These are the key concepts you need to understand to accurately answer the question.

Hooke's Law
Hooke's Law describes the relationship between the force exerted by a spring and the amount it is stretched or compressed. This law states that the force needed to extend or compress a spring by a distance \( x \) is proportional to that distance. Mathematically, it is expressed as:
  • \( F = kx \)
where \( F \) is the force applied to the spring (in newtons), \( k \) is the spring constant (a measure of the spring's stiffness), and \( x \) is the displacement of the spring from its equilibrium position (in meters).
The spring constant \( k \) tells us how stiff the spring is: larger \( k \) values indicate stiffer springs. In the exercise, the spring constant was calculated using Hooke's Law in combination with the work-energy principle. This provides insight into how much force is required to compress or extend the spring by a specific distance.
work-energy principle
The work-energy principle connects the work done on an object with its energy changes. For springs, this principle is often applied to calculate how much work is done during compression or extension, linking it to the potential energy stored in the spring. The formula used here is:
  • \( W = \frac{1}{2}kx^2 \)
where \( W \) is the work done on the spring (in joules), \( k \) is the spring constant, and \( x \) is the displacement.
In practical terms, when a spring is compressed or extended, it stores energy. This stored energy can be calculated, and in our exercise, it allowed us to determine the spring constant by rearranging the formula to solve for \( k \). This demonstrates how the work-energy principle can be a powerful tool in both problem-solving and understanding the transfer and storage of energy in physical systems.
Newton's second law
Newton's second law is fundamental in understanding mechanical motion and can be expressed as:
  • \( F = ma \)
where \( F \) is the force applied to an object (in newtons), \( m \) is the object's mass (in kilograms), and \( a \) is the acceleration produced (in meters per second squared).

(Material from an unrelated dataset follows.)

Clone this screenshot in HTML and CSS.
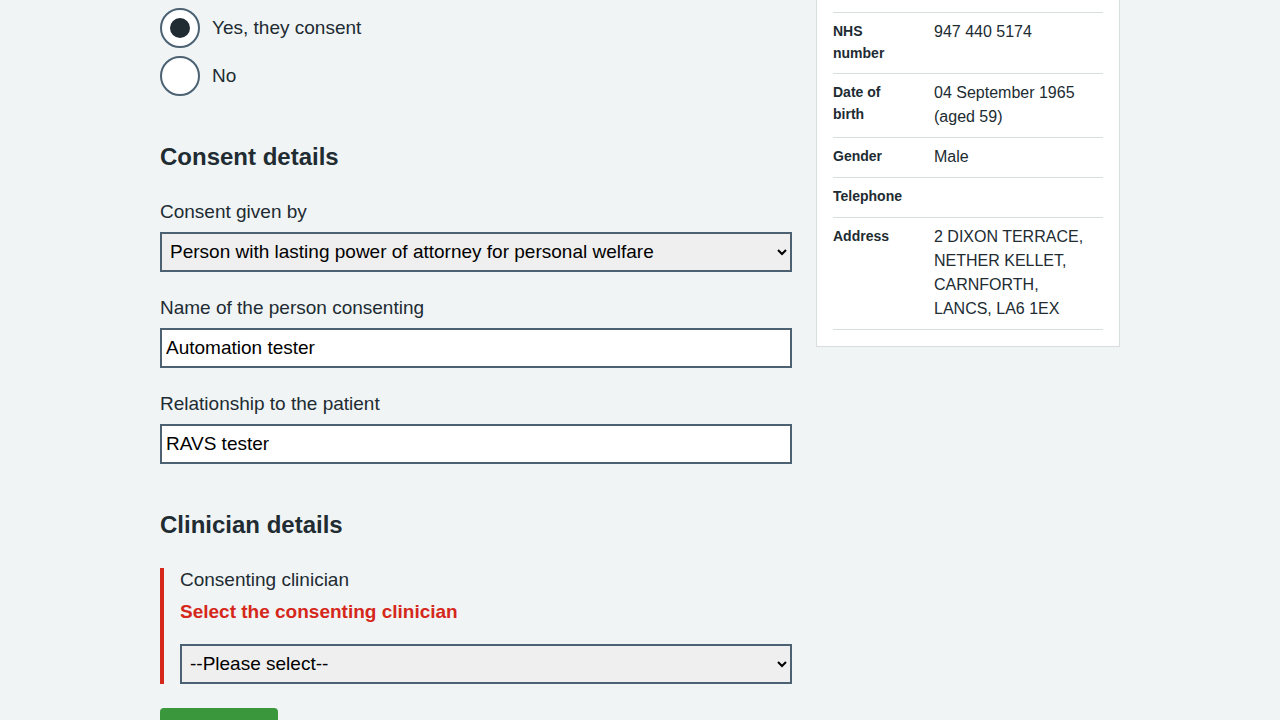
FILE: index.html
```html
<!DOCTYPE html>
<html lang="en">
<head>
<meta charset="utf-8">
<title>Consent</title>
<link rel="stylesheet" href="styles.css">
</head>
<body>
<div class="page">
  <main class="main">
    <div class="radios">
      <label class="radio"><input type="radio" name="consent" checked><span>Yes, they consent</span></label>
      <label class="radio"><input type="radio" name="consent"><span>No</span></label>
    </div>

    <h2 class="heading">Consent details</h2>
    <div class="group">
      <label class="label" for="given">Consent given by</label>
      <select id="given" class="select">
        <option>Person with lasting power of attorney for personal welfare</option>
      </select>
    </div>
    <div class="group">
      <label class="label" for="name">Name of the person consenting</label>
      <input id="name" class="input" type="text" value="Automation tester">
    </div>
    <div class="group">
      <label class="label" for="rel">Relationship to the patient</label>
      <input id="rel" class="input" type="text" value="RAVS tester">
    </div>

    <h2 class="heading">Clinician details</h2>
    <div class="group group-error">
      <label class="label" for="clin">Consenting clinician</label>
      <p class="error-msg">Select the consenting clinician</p>
      <select id="clin" class="select">
        <option>--Please select--</option>
      </select>
    </div>
    <button class="button" type="button">Continue</button>
  </main>

  <aside class="side">
    <div class="card">
      <dl class="summary">
        <div class="row"><dt>NHS number</dt><dd>947 440 5174</dd></div>
        <div class="row"><dt>Date of birth</dt><dd>04 September 1965 (aged 59)</dd></div>
        <div class="row"><dt>Gender</dt><dd>Male</dd></div>
        <div class="row"><dt>Telephone</dt><dd></dd></div>
        <div class="row"><dt>Address</dt><dd>2 DIXON TERRACE,<br>NETHER KELLET,<br>CARNFORTH,<br>LANCS, LA6 1EX</dd></div>
      </dl>
    </div>
  </aside>
</div>
</body>
</html>
```

FILE: styles.css
```css
* { box-sizing: border-box; }
html, body { margin: 0; padding: 0; }
body {
  background: #f0f4f5;
  color: #212b32;
  font-family: "Liberation Sans", Arial, sans-serif;
  overflow: hidden;
}
.page {
  width: 960px;
  margin: 0 auto;
  display: grid;
  grid-template-columns: 632px 304px;
  column-gap: 24px;
  align-items: start;
}
.main { padding-top: 8px; }

.radios { display: flex; flex-direction: column; gap: 8px; }
.radio {
  display: flex;
  align-items: center;
  gap: 12px;
  font-size: 19px;
  line-height: 24px;
  cursor: pointer;
}
.radio input {
  appearance: none;
  -webkit-appearance: none;
  margin: 0;
  width: 40px;
  height: 40px;
  border: 2px solid #4c6272;
  border-radius: 50%;
  background: #fff;
  display: grid;
  place-items: center;
  flex: none;
}
.radio input:checked::before {
  content: "";
  width: 20px;
  height: 20px;
  border-radius: 50%;
  background: #212b32;
}

.heading {
  font-size: 24px;
  line-height: 32px;
  font-weight: 700;
  margin: 45px 0 27px;
}

.group { margin-bottom: 24px; }
.label {
  display: block;
  font-size: 19px;
  line-height: 24px;
  margin-bottom: 8px;
}
.input, .select {
  display: block;
  width: 100%;
  height: 40px;
  border: 2px solid #4c6272;
  border-radius: 0;
  font-family: "Liberation Sans", Arial, sans-serif;
  font-size: 19px;
  color: #000;
  margin: 0;
}
.input { background: #fff; padding: 0 4px; }
.select { background-color: #efefef; padding: 0 4px 2px; }

.group-error {
  border-left: 4px solid #d5281b;
  padding-left: 16px;
}
.error-msg {
  margin: 0 0 20px;
  color: #d5281b;
  font-weight: 700;
  font-size: 19px;
  line-height: 24px;
}

.button {
  background: #3b973b;
  color: #fff;
  border: 0;
  border-radius: 4px;
  font-family: inherit;
  font-size: 19px;
  font-weight: 700;
  line-height: 24px;
  padding: 16px 18px 12px;
}

.card {
  background: #fff;
  border: 1px solid #d8dde0;
  border-top: 0;
  padding: 12px 16px 16px;
}
.summary { margin: 0; }
.row {
  display: grid;
  grid-template-columns: 101px 1fr;
  border-top: 1px solid #d8dde0;
  padding: 7px 0 8px;
}
.row:first-child { padding-bottom: 9px; }
.row:last-child { border-bottom: 1px solid #d8dde0; }
.row dt {
  font-weight: 700;
  font-size: 14px;
  line-height: 22px;
  margin: 0;
  padding-right: 24px;
}
.row dd {
  margin: 0;
  font-size: 16px;
  line-height: 24px;
  min-height: 24px;
}
```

In the context of our exercise, Newton's second law works hand-in-hand with Hooke's Law to find the mass attached to the spring. Once we know the force exerted by the spring at maximum compression (using Hooke's Law), the mass can be derived using the relationship between force and acceleration provided by Newton's second law.
Understanding this law is crucial because it not only helps calculate mass but also provides insight into how various forces and mass interact to affect an object's motion. It forms the basis for analyzing mechanical systems in equilibrium and motion, as shown in the exercise when determining the mass with a given acceleration.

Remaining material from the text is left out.